TASK TO CARRY OUT
Search the listing below for the string "screenshot" and copy every line where it occurs.

** Start EXTRACTED ENTRIES **

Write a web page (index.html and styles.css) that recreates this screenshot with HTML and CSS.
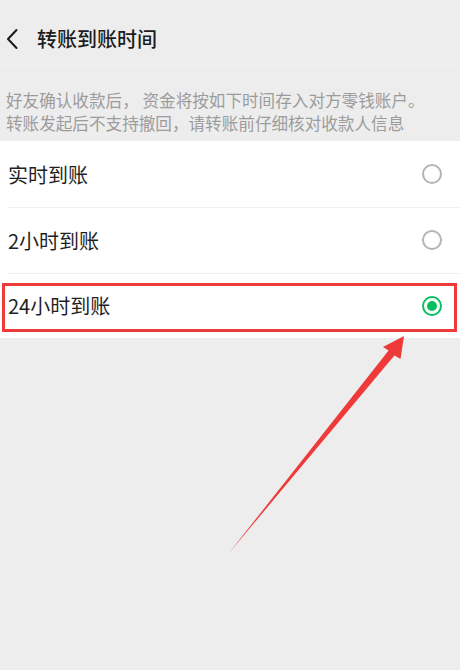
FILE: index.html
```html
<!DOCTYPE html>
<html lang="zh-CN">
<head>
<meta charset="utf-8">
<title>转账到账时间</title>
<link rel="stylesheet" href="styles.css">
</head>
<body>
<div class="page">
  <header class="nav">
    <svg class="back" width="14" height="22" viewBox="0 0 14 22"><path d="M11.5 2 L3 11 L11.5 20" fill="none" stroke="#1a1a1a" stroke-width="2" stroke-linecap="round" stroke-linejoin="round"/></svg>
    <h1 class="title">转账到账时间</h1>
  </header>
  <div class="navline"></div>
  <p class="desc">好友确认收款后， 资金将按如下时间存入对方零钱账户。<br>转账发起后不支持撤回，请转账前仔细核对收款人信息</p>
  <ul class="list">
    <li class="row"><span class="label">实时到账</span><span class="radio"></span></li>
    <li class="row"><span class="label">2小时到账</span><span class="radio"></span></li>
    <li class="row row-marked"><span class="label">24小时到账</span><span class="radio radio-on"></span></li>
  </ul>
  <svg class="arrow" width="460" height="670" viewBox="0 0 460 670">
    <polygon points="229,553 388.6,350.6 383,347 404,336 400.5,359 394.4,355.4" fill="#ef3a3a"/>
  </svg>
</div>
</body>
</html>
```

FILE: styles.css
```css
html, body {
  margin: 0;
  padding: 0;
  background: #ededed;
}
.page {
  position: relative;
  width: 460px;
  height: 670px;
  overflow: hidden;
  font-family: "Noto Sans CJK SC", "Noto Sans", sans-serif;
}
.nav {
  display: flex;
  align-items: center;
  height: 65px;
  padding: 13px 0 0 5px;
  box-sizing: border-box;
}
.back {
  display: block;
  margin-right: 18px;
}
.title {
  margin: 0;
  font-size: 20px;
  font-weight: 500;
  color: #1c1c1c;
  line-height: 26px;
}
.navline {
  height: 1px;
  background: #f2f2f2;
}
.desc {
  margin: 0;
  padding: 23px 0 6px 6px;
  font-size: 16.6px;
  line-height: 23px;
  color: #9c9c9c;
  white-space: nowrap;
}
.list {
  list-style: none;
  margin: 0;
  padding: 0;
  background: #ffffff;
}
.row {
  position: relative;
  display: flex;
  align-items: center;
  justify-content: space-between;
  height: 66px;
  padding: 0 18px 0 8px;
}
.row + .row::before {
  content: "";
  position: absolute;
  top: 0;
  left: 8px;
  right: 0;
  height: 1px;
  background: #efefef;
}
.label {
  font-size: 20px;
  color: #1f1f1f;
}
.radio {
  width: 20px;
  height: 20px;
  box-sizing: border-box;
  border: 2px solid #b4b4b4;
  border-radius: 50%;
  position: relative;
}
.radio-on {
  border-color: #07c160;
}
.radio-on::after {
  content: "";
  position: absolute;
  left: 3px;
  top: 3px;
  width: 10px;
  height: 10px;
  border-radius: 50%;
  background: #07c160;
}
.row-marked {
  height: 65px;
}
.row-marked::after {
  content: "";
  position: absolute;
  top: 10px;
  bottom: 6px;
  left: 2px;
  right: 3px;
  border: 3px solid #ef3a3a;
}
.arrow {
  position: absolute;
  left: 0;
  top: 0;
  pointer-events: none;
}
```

** End EXTRACTED ENTRIES **
** Start EXTRACTED ENTRIES **

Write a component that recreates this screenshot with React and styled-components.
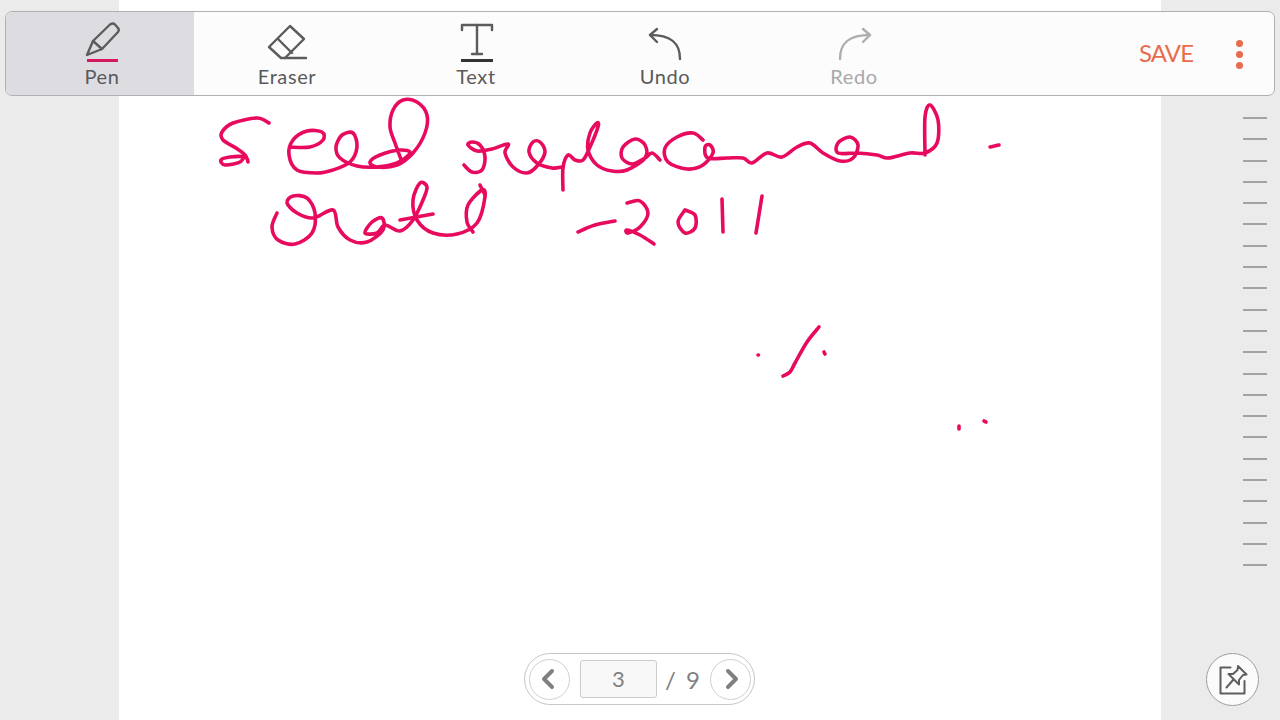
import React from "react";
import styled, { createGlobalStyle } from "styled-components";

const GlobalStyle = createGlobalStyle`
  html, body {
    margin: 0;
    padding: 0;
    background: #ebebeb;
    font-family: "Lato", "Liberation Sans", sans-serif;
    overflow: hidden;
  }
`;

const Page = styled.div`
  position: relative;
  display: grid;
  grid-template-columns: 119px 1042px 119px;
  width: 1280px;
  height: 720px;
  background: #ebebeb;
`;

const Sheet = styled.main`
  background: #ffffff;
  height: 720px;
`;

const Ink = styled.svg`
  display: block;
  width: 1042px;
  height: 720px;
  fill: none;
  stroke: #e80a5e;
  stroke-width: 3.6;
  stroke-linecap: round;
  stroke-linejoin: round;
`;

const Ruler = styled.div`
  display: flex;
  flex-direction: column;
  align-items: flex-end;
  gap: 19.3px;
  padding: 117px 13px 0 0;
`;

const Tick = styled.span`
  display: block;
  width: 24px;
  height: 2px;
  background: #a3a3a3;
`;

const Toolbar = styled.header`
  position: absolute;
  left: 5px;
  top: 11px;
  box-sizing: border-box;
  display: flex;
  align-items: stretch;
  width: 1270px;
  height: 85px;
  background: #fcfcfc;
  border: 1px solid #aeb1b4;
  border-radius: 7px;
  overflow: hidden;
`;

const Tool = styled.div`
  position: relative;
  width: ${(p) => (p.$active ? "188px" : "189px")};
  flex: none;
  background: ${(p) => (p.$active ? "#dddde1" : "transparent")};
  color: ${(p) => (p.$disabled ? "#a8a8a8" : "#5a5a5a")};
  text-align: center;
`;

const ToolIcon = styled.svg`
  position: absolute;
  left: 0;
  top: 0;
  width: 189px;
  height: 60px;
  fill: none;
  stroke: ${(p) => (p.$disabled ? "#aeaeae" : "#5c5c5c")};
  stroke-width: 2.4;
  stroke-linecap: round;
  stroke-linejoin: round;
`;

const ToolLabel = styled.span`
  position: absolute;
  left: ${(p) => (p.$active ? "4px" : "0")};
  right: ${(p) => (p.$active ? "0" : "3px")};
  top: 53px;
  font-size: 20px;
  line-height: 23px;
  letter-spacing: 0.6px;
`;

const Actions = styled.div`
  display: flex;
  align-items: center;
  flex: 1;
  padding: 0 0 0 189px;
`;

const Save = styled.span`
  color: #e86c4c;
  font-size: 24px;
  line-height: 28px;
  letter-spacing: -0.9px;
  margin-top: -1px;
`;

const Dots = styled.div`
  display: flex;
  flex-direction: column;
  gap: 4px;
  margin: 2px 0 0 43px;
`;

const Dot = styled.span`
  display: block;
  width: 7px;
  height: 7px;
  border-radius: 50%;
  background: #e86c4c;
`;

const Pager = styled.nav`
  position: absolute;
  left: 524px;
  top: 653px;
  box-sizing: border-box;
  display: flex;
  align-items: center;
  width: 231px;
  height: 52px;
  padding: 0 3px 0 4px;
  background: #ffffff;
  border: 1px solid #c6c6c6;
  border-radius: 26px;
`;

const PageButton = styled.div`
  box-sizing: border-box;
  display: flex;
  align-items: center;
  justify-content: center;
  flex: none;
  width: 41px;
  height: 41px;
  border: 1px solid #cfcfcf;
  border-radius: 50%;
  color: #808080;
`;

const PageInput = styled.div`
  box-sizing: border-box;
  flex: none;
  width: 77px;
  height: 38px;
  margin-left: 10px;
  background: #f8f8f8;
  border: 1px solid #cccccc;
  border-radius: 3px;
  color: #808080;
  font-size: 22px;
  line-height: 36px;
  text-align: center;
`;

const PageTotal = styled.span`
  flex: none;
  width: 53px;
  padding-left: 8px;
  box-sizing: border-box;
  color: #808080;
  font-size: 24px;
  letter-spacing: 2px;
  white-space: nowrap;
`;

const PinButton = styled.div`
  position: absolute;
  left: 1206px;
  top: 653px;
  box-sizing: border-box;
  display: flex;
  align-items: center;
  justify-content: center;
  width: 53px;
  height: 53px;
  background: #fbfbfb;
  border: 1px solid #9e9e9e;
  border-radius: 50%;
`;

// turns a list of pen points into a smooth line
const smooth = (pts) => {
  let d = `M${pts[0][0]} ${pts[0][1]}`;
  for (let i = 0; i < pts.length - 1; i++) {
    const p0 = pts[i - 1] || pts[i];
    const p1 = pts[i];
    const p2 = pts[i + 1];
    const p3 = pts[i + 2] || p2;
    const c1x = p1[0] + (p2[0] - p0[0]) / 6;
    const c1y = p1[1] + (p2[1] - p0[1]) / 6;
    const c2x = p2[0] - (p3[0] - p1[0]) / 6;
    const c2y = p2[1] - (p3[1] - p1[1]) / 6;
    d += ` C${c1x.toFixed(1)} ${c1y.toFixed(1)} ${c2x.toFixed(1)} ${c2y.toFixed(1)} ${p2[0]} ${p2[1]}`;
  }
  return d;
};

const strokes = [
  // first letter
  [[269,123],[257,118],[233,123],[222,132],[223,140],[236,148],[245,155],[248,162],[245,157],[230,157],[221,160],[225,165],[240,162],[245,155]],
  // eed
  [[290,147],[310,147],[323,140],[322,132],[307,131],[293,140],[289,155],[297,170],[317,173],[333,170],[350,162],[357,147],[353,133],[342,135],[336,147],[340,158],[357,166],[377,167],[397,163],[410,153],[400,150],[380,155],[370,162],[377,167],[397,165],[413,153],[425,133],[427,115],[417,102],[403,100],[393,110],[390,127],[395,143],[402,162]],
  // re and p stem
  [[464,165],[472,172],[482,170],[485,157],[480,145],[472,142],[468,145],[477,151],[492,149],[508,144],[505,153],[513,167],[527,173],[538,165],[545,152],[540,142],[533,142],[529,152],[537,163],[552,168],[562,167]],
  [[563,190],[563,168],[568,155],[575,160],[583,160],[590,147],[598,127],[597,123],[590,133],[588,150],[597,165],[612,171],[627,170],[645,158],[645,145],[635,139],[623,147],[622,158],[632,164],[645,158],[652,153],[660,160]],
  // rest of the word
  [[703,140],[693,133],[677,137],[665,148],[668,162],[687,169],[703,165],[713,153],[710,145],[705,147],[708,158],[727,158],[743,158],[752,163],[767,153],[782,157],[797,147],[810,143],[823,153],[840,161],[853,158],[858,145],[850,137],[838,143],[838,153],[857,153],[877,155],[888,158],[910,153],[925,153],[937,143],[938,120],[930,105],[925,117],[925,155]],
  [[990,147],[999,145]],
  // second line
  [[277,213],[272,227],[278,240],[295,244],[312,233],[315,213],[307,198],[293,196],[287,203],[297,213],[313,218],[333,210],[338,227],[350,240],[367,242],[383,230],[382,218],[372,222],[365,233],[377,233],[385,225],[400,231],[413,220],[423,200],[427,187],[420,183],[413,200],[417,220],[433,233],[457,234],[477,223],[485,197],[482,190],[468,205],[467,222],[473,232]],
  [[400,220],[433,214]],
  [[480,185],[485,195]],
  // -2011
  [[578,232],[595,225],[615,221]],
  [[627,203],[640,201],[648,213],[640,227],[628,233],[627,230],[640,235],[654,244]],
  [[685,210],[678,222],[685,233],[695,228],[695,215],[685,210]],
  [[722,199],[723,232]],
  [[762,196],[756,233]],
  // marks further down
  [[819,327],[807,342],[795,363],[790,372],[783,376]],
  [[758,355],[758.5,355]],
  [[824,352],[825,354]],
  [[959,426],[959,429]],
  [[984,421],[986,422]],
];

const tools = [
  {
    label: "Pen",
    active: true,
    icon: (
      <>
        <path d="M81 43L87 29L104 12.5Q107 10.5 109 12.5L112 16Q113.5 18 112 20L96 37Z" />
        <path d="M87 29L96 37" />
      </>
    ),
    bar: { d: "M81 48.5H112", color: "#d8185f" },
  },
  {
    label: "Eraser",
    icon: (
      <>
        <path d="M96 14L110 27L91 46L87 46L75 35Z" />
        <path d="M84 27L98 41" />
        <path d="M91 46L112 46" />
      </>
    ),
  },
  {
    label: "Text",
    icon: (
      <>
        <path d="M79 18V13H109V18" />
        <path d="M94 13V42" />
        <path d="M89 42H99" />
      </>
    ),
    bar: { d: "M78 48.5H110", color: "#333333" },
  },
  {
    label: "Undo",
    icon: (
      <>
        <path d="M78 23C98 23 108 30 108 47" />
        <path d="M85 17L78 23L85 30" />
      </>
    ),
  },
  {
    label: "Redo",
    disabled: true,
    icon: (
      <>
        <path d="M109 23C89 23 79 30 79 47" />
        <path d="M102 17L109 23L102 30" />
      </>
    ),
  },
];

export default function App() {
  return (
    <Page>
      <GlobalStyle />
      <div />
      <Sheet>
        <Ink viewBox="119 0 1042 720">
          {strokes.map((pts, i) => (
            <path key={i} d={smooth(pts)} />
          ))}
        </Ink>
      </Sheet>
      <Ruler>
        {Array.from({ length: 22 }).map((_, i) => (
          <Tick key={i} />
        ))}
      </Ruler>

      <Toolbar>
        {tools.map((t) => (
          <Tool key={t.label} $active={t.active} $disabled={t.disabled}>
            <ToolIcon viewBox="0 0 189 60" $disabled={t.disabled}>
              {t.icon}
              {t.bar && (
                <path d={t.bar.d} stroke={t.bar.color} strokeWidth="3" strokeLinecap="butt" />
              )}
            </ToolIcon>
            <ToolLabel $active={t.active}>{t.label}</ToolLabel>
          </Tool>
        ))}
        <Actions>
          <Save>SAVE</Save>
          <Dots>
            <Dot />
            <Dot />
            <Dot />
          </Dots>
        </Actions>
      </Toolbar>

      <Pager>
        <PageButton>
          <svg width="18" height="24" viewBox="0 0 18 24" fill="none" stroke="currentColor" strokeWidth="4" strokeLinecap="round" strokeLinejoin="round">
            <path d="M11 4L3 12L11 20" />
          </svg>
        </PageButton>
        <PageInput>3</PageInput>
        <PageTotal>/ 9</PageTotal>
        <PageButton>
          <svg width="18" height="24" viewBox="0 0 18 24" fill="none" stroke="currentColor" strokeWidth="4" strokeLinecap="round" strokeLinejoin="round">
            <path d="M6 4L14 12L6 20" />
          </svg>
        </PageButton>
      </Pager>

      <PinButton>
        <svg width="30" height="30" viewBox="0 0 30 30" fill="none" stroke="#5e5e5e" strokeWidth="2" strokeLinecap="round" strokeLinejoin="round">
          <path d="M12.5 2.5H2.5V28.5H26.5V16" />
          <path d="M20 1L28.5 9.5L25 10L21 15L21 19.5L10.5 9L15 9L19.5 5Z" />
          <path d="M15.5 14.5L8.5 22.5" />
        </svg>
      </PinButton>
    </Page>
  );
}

** End EXTRACTED ENTRIES **
** Start EXTRACTED ENTRIES **

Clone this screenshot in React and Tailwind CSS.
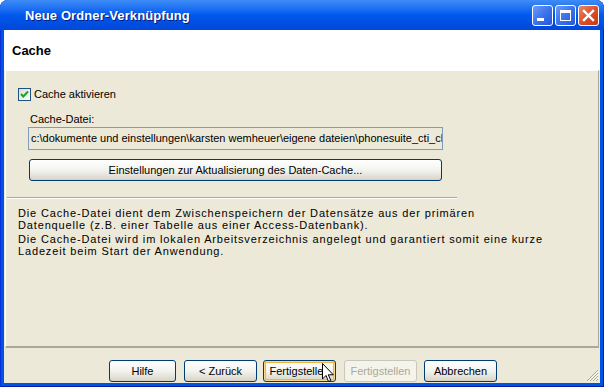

** End EXTRACTED ENTRIES **

OUTPUT FOR THIS TASK
Write a web page (index.html and styles.css) that recreates this screenshot with HTML and CSS.
Write a component that recreates this screenshot with React and styled-components.
Clone this screenshot in React and Tailwind CSS.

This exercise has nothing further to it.